Глава XI До моря-окияна

Целый день бежал кораблик по течению Северной Двины, и только к вечеру показалось Белое море. Кощей Бессмертный стоял у штурвала и подруливал судном, Соловей-разбойник дремал, угнездившись в смотровой корзине, а Баба-яга стряпала на камбузе. Каждый был занят своим делом, когда Змей Горыныч разглядел в подзорную трубу небесно-васильковый горизонт.

– Море! Море! – закричала сначала одна голова, потом другая.

Его лапы выхватывали подзорную трубу друг у друга и подставляли её то к левому глазу правой головы, то к правому левой. А третья приставила свой хвост, словно козырёк, и спокойно любовалась тем, как вдалеке синеет небосклон.

– Раздольем пахнет, – втягивая солоноватый воздух, прокряхтел Кощей.

– Вот и дошли до море-окияна, – выдохнула Баба-яга. Поправила, подвязала покрепче платочек на голове, села на сундук и добавила. – Теперь уж до счастья маленько осталось…

Соловей-разбойник расставил руки и представил, что летит. Ветер щекотал ему лицо, развивал длинные усы и холодил босые ноги. Над головой у него было бескрайнее небо, а за бортом зелёно-голубое море. Навстречу проносились ослепительно белые облака, они отражались на водной глади, и от этого казалось, что корабль парит где-то между стихиями.
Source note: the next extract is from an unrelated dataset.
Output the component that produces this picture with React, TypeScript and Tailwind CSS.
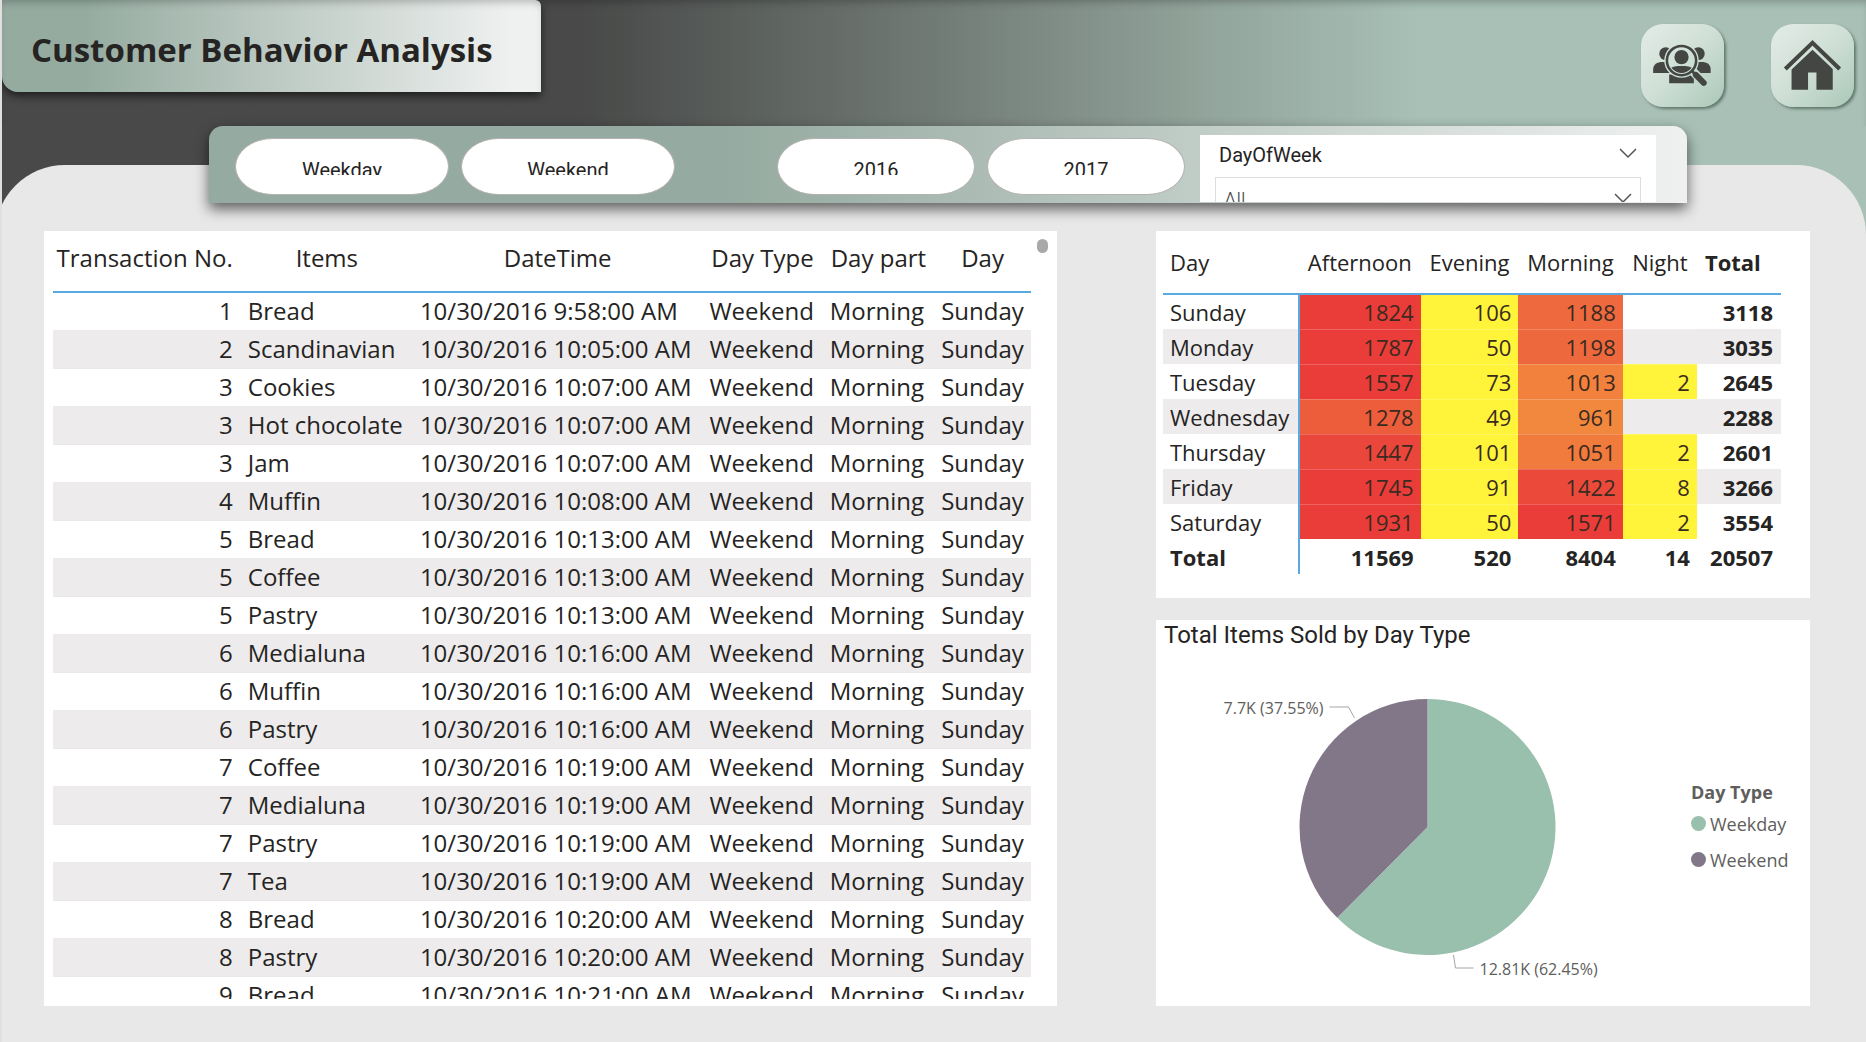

Когда «Килька» покинула устье Двины и вышла в открытое море, на тёмно-синем небе выглянула первая любопытная звёздочка. А после позднего ужина команда снова высыпала на палубу, но теперь они смотрели не за горизонт, а вокруг. Куда ни взгляни, всюду было усеяно серебром. Все держались за фальшборт, и то задирали головы вверх, то смотрели на отражение звёзд в море, и дружно ахали – ни в тайге у Кощея, ни в степи у Соловья-разбойника таких ночей не было. Ни Змей Горыныч, ни Баба-яга тоже подобного не видели, чтобы – небо и сверху, и снизу…и звёзды… звёзды… звёзды… Как будто корабль и не в море вовсе, а во вселенной завис.

На следующий день погода круто изменилась. Уже с утра подул сердитый северный ветер, море забеспокоилось и стало ударяться о борт коча. К слову, на Севере всё время что-то растёт: зимой – это сугробы, весной – сосульки, летом – одуванчики, а в море – непременно волны. Поэтому к обеду поморский коч уже не раскачивался, а подпрыгивал и заныривал в тёмно-зелёную бездну. Огромные солёные волны окатывали палубу, трепали снасти, заглядывали в трюм корабля и шипели… шипели… шипели…

Соловей-разбойник привязал себя к корзине, вставил пальцы  в рот и раздувая щёки свистел, раззадоривая шальную бурю. Кощей Бессмертный мужественно стоял у штурвала и правил «Кильку» против волны. Баба-яга, привыкшая путешествовать в избушке на курьих ножках, спокойно дремала в капитанской каюте. И только Змей Горыныч уныл, обмяк и стал зеленее зелёного. Морская болезнь схватила его за три горла, и он сидел на палубе, ухватившись за мачту, и просил о пощаде.

Так страдал он полдня, и всё гуляло ходуном у него под ногами, болталось и раскачивалось из стороны в сторону перед глазами. Тошно было Горынычу до изнеможения – то одна голова кружилась, то другая. К полудню он уже не понимал, что именно движется перед ним – небо или море.

– Земля! Земля! – вдруг закричала сначала одна голова, потом другая, а лапы то хватались за мачту, то тянулись в сторону показавшегося на горизонте песчаного берега.